Fewer people are overdosing on opioid painkillers in states that allow medical marijuana





In the past twenty years, addiction to prescription opioid painkillers has reached “epidemic” proportions, according to the CDC.

There are now more overdose deaths from prescription drugs than illegal drugs. 75% of those involve opiate painkillers like hydrocodone, oxycodone and morphine.

Medical marijuana is helping change those numbers in states where it has been legalized, according to a new study published last week in the journal JAMA Internal Medicine.

Researchers from the University of Pennsylvania looked at 10 years worth of death certificate data between 1999 and 2010 and found death by prescription painkillers were on average 25% less likely in the 13 states that allowed medical marijuana during that time period.

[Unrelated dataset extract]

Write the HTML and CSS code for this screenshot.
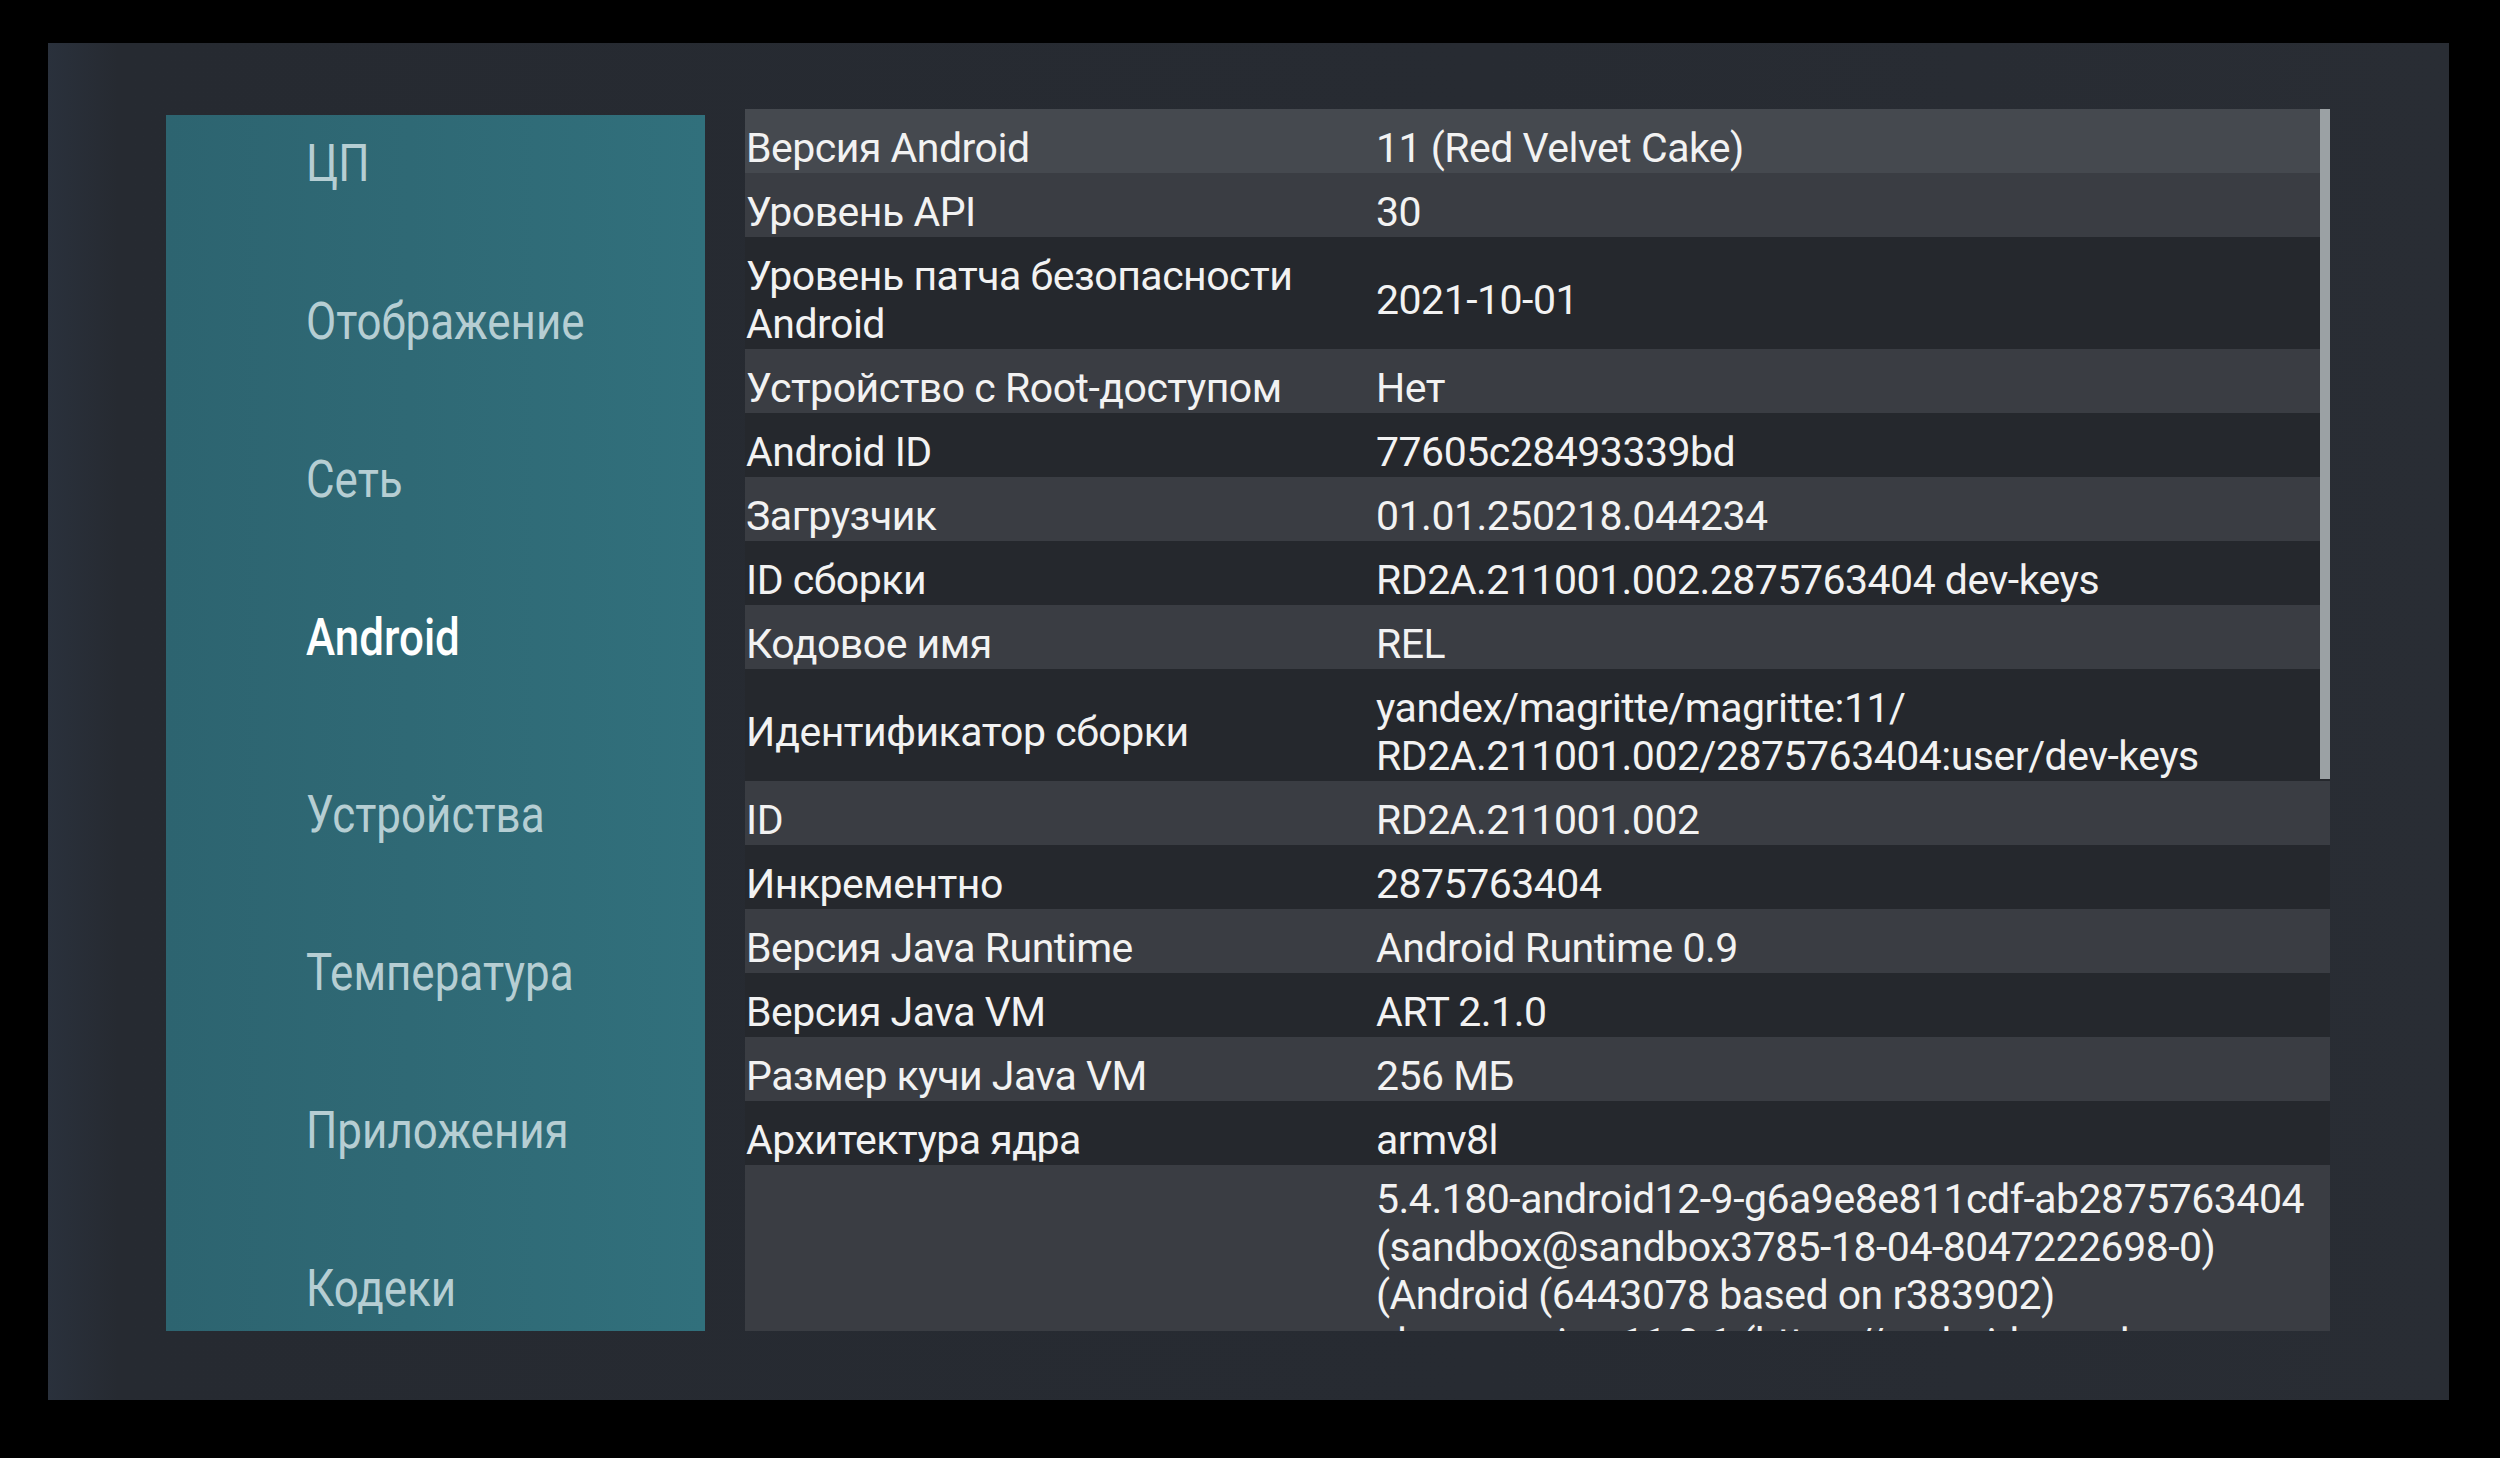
FILE: index.html
```html
<!DOCTYPE html>
<html lang="ru">
<head>
<meta charset="utf-8">
<title>Android</title>
<link rel="stylesheet" href="styles.css">
</head>
<body>
<div class="screen">
  <nav class="sidebar">
    <div class="item"><span class="label">ЦП</span></div>
    <div class="item"><span class="label">Отображение</span></div>
    <div class="item"><span class="label">Сеть</span></div>
    <div class="item selected"><span class="label">Android</span></div>
    <div class="item"><span class="label">Устройства</span></div>
    <div class="item"><span class="label">Температура</span></div>
    <div class="item"><span class="label">Приложения</span></div>
    <div class="item"><span class="label">Кодеки</span></div>
  </nav>
  <div class="table">
    <div class="rows">
      <div class="row focused"><div class="k">Версия Android</div><div class="v">11 (Red Velvet Cake)</div></div>
      <div class="row light"><div class="k">Уровень API</div><div class="v">30</div></div>
      <div class="row dark"><div class="k">Уровень патча безопасности<br>Android</div><div class="v">2021-10-01</div></div>
      <div class="row light"><div class="k">Устройство с Root-доступом</div><div class="v">Нет</div></div>
      <div class="row dark"><div class="k">Android ID</div><div class="v">77605c28493339bd</div></div>
      <div class="row light"><div class="k">Загрузчик</div><div class="v">01.01.250218.044234</div></div>
      <div class="row dark"><div class="k">ID сборки</div><div class="v">RD2A.211001.002.2875763404 dev-keys</div></div>
      <div class="row light"><div class="k">Кодовое имя</div><div class="v">REL</div></div>
      <div class="row dark"><div class="k">Идентификатор сборки</div><div class="v">yandex/magritte/magritte:11/<br>RD2A.211001.002/2875763404:user/dev-keys</div></div>
      <div class="row light"><div class="k">ID</div><div class="v">RD2A.211001.002</div></div>
      <div class="row dark"><div class="k">Инкрементно</div><div class="v">2875763404</div></div>
      <div class="row light"><div class="k">Версия Java Runtime</div><div class="v">Android Runtime 0.9</div></div>
      <div class="row dark"><div class="k">Версия Java VM</div><div class="v">ART 2.1.0</div></div>
      <div class="row light"><div class="k">Размер кучи Java VM</div><div class="v">256 МБ</div></div>
      <div class="row dark"><div class="k">Архитектура ядра</div><div class="v">armv8l</div></div>
      <div class="row light top"><div class="k"></div><div class="v">5.4.180-android12-9-g6a9e8e811cdf-ab2875763404<br>(sandbox@sandbox3785-18-04-8047222698-0)<br>(Android (6443078 based on r383902)<br>clang version 11.0.1 (https://android.googlesource.com/toolchain/llvm-project</div></div>
    </div>
    <div class="scrollbar"></div>
  </div>
</div>
</body>
</html>
```
FILE: styles.css
```css
html, body {
  margin: 0;
  padding: 0;
  background: #000;
  width: 2500px;
  height: 1458px;
  overflow: hidden;
}

.screen {
  box-sizing: border-box;
  margin: 43px 0 0 48px;
  width: 2401px;
  height: 1357px;
  background: linear-gradient(to right, #2a313c 0px, #262a31 70px, #272b32 60%, #292d34 100%);
  display: flex;
  align-items: flex-start;
  padding: 66px 0 0 118px;
  font-family: Roboto, "Noto Sans", "Liberation Sans", sans-serif;
}

.sidebar {
  box-sizing: border-box;
  margin-top: 6px;
  width: 539px;
  height: 1216px;
  background: linear-gradient(to right, #2d6470 0%, #2f6975 45%, #31707c 100%);
  padding-top: 19px;
  overflow: hidden;
  flex-shrink: 0;
}

.item {
  height: 158px;
  padding-left: 140px;
  line-height: 60px;
  font-size: 52px;
  color: #b6ced3;
}

.item .label {
  display: inline-block;
  transform: scaleX(0.845);
  transform-origin: left center;
  white-space: nowrap;
}

.item.selected {
  height: 177px;
  color: #ffffff;
  font-weight: 500;
}

.table {
  position: relative;
  margin-left: 40px;
  width: 1585px;
  height: 1222px;
  overflow: hidden;
  flex-shrink: 0;
}

.row {
  display: grid;
  grid-template-columns: 630px 1fr;
  align-items: center;
  box-sizing: border-box;
  padding: 15px 0 1px 1px;
  font-size: 41px;
  line-height: 48px;
  color: #f2f2f2;
  letter-spacing: -0.5px;
  white-space: nowrap;
}

.row.focused { background: #45494f; }
.row.light { background: #3a3d43; }
.row.dark { background: #25282d; }
.row.top { align-items: start; padding-top: 10px; }

.scrollbar {
  position: absolute;
  right: 0;
  top: 0;
  width: 10px;
  height: 670px;
  background: #9ba1a4;
}
```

More specifically, deaths by opioid painkillers were 33% lower, saving around 1700 lives per year.

No one has ever died from a marijuana overdose.

“The striking implication is that  marijuana laws, when implemented, may represent a promising approach for stemming runaway rates of nonintentional opioid-analgesic-related deaths,” wrote opiate abuse researchers Dr. Mark S. Brown and Marie J. Hayes in a commentary published alongside the study.

“Opioid medications are problematic as a treatment for chronic pain,” they added. “Opioid pharmaceuticals cause other adverse effects when used for long periods, such as tolerance, hyperalgesia, and gastrointestinal complications, making this class of drugs a poor choice for long-term use.”

Medical marijuana is legal in 23 states as of this year.